Output file parameters

outfile_stem

string
Default: ERVsearch

Log files will have this as a prefix (e.g. ERVsearch_log.txt)

database

Parameters concerning the database of reference ERV sequences string True or False

use_custom_db

Default: False

When screening using Exonerate, query sequences are used to identify ERV like regions of the genome. It is possible to use the default ERV database provided with the pipeline (recommended) or to use a custom database.
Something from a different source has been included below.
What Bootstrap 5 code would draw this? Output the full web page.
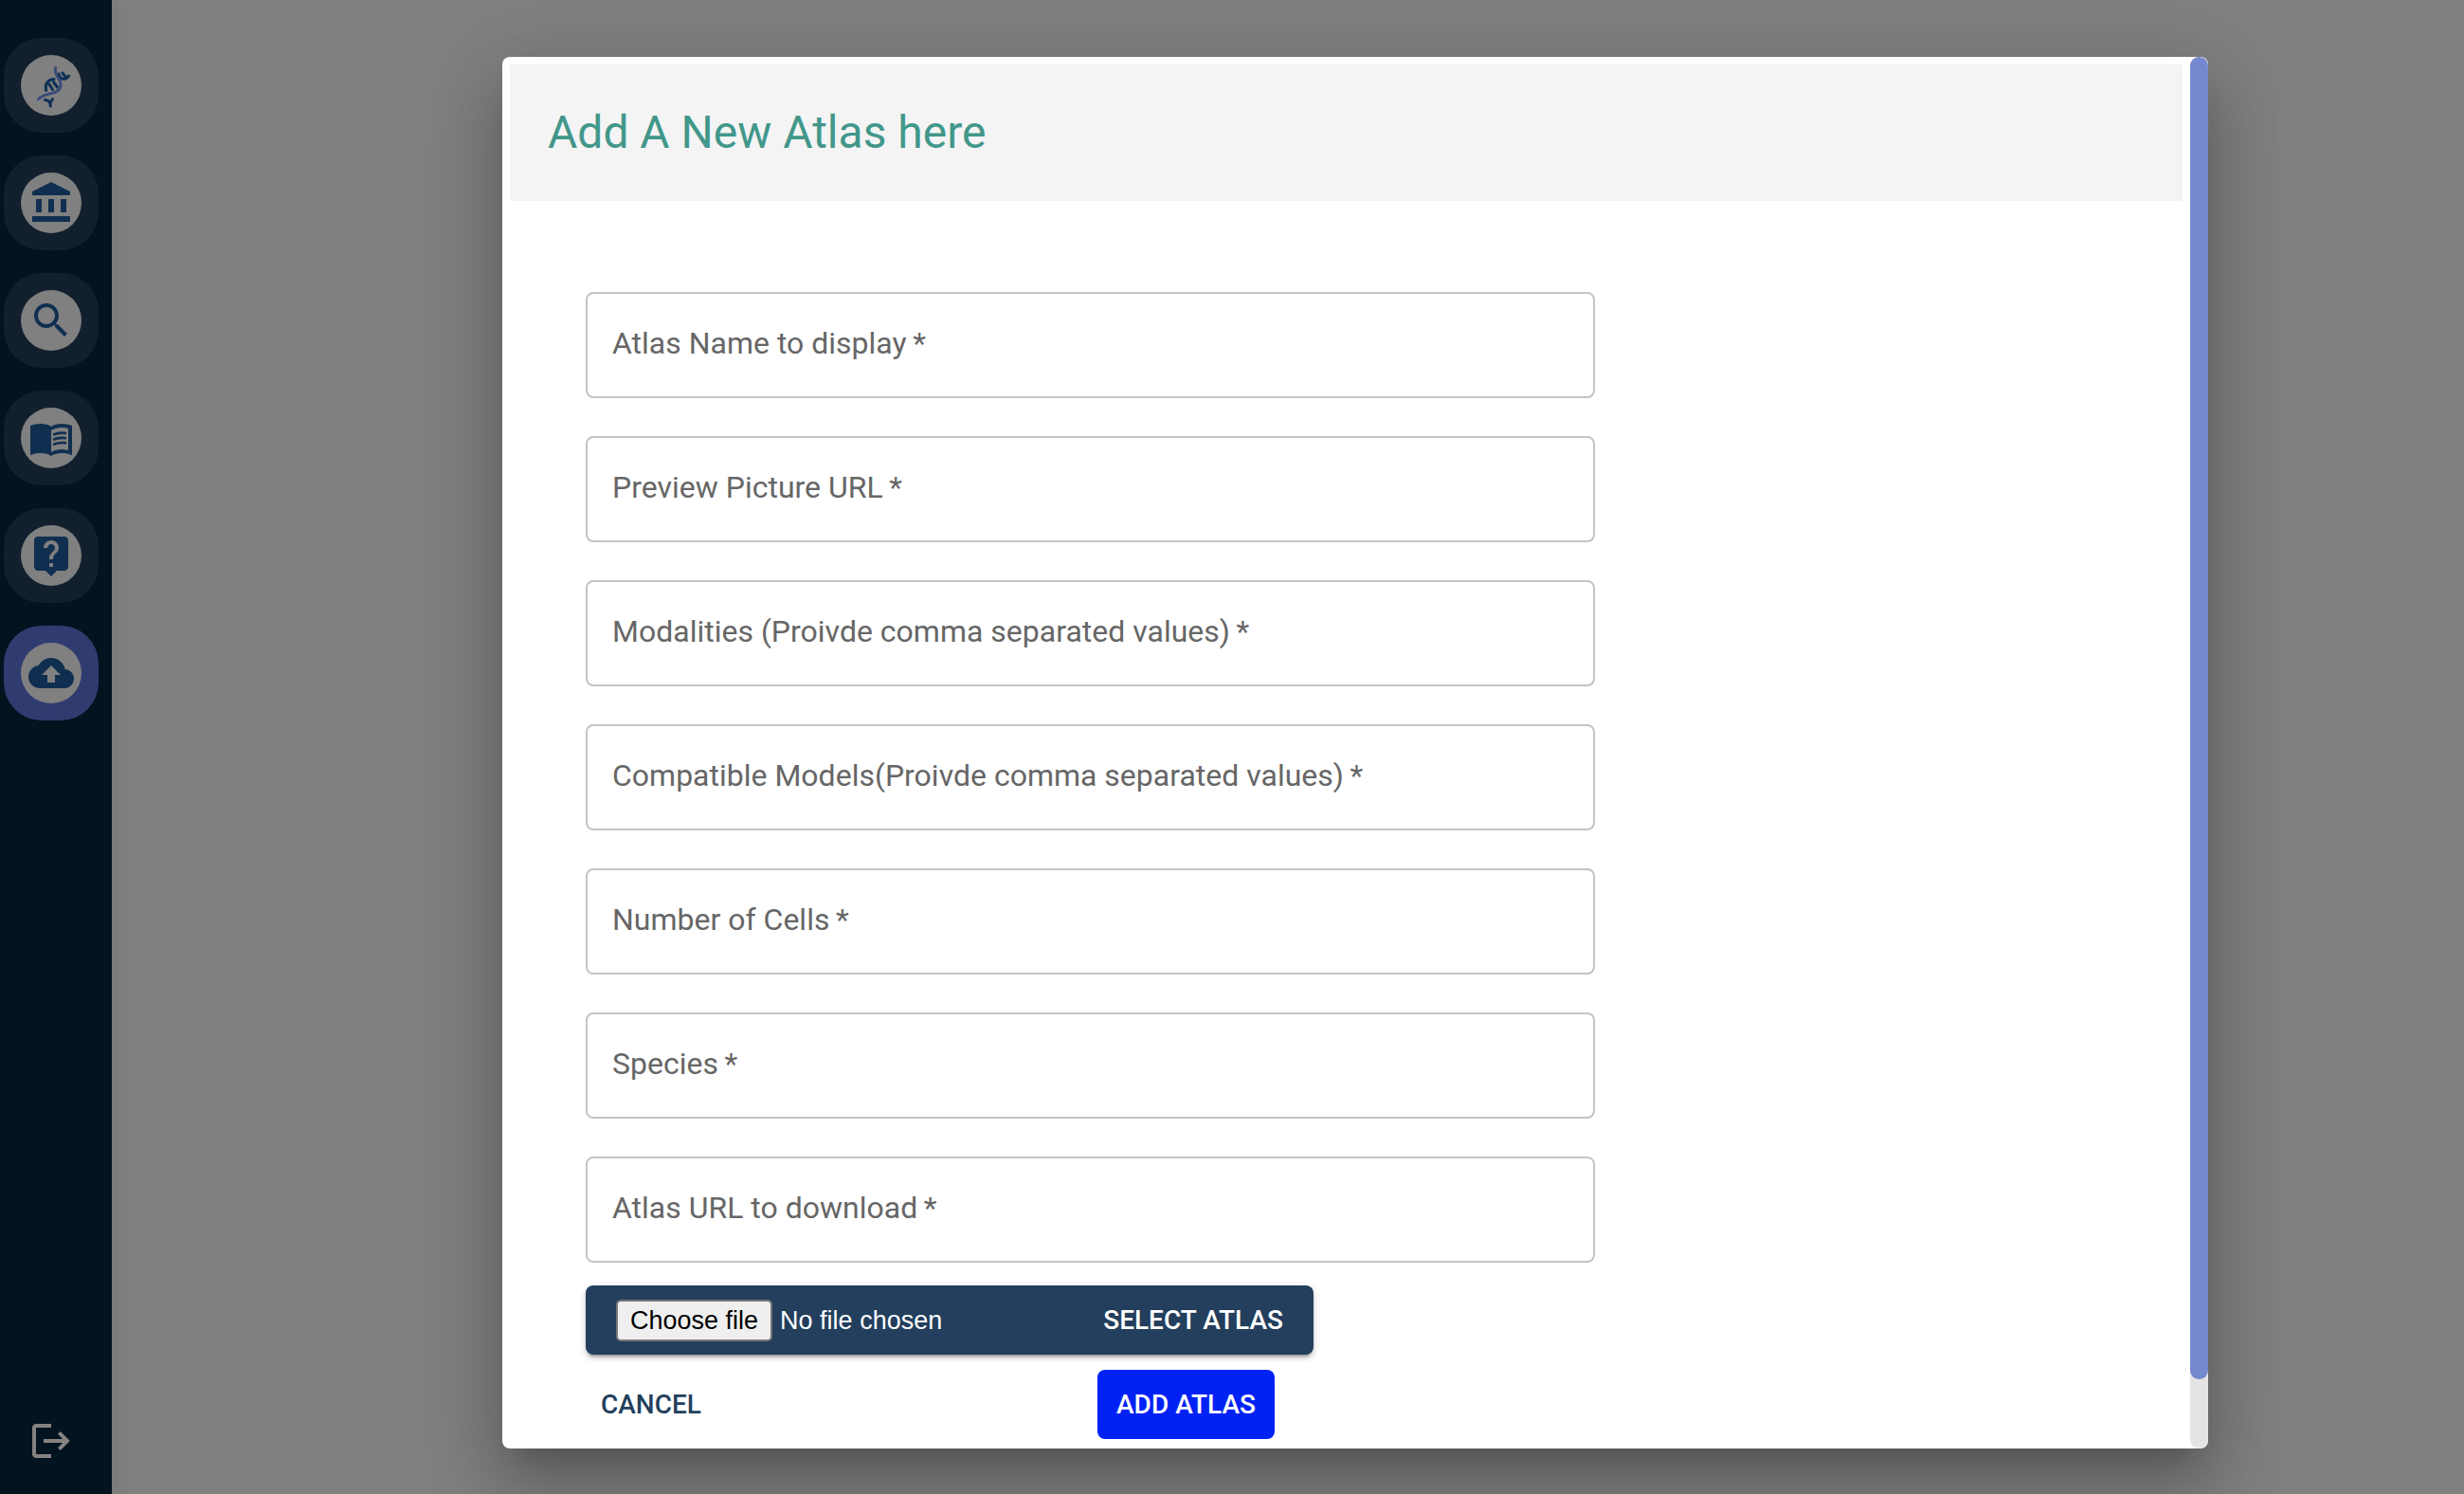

False - use the default database

True - use a custom database

gag

string
Default: None

Path to a custom fasta file of gag amino acid sequences. To skip this gene use None as this value (only if use_custom_db is True)

pol

string
Default: None

Path to a custom fasta file of pol amino acid sequences. To skip this gene use None as this value (only if use_custom_db is True).

env

string
Default: None

Path to a custom fasta file of env amino acid sequences. To skip this gene use None as this value (only if use_custom_db is True).

exonerate

Exonerate parameters

min_hit_length

integer
Default: 100

Minimum Exonerate hit length on the chromosome. Shorter hits are filtered out.

overlap

integer
Default: 30

Maximum distance between chromosome regions identified with Exonerate which are merged into single regions.

min_score

integer
Default: 100

Minimum score in the second exonerate pass (with ungapped algorithm).

usearch

USEARCH parameters

min_id

float
Default: 0.5

Percentage identity used by the UBLAST algorithm. Used to set the -id UBLAST parameter

min_hit_length

integer
Default: 100

Minimum hit length for UBLAST. Used to set the -mincols UBLAST parameter

min_coverage

float
Default: 0.5

Minimum proportion of the query sequence which should be covered using UBLAST. Used to set the -query_cov UBLAST parameter

plots

Plotting parameters

dpi

integer
Default: 300

Dots per inch for output plots (from the summarise functions).

format

string png, svg, pdf or jpg

File format for summary plot files, can be svg, png, pdf or jpg

gag_colour

string (hex colour code with #)
Default: #f38918

Colour for gag gene in summary plots. Default is orange.

pol_colour

string (hex colour code with #)
Default: #4876f9

Colour for pol gene in summary plots. Default is blue.

env_colour

string (hex colour code with #)
Default: #d61f54

Colour for env gene in summary plots. Default is pink

other_colour

string (hex colour code with #)
Default: #33b54d

Colour for anything which doesn’t relate to a specific gene in summary plots. Default is green.

match_axes

string True or False
Default: False

If True, when gag, pol and env are shown as subplots on the same figure they should all have the same axis limits. If they do some can be very small but they are more comparable.

ORFs

Parameters for ORF identification

min_orf_len

integer
Default: 100

Minimum length of ORFs to characterise.

translation_table

integer
Default 1

Translation table to use when identifying ORFs - listed here https://www.ncbi.nlm.nih.gov/Taxonomy/Utils/wprintgc.cgi. Usually table 1 is fine - default plus alternative initiation codons

trees

Phylogenetic tree parameters

use_gene_colour

string True or False
Default: True

Use the colours specified in the plots section for each gene to highlight newly identified ERVs. If this is True, highlightcolour will be ignored and the gene colours will be used instead.If it is False, highlightcolour is used to highlight newly identified ERVs.

maincolour

string (hex colour code with #)
Default: #000000

Main colour for text in tree images. Default is black.

highlightcolour

string (hex colour code with #)
Default : #382bfe

Text colour for leaves highlighted in tree images - newly identified ERV-like regions. This is ignored if use_gene_colour above is True. Default is blue.

outgroupcolour

string (hex colour code with #)
Default: #0e954b

Text colour for outgroup in tree images. Default is green.

dpi

integer
Default: 300 Dots per inch for phylogenetic tree images.

format

string png, svg, pdf or jpg
Default: png

File format for phylogenetic tree images, can be svg, png, pdf or jpg

regions

Parameters for defining regions with ORFs from more than one retroviral gene

maxdist

integer
Default: 3000

Maximum distance (in nucleotides) between ORFs to be defined as part of the same ERV region.

maxoverlap

float
Default: 0.5

Maximum proportion of an ORF which can overlap with an ORF from another gene before they are filtered out.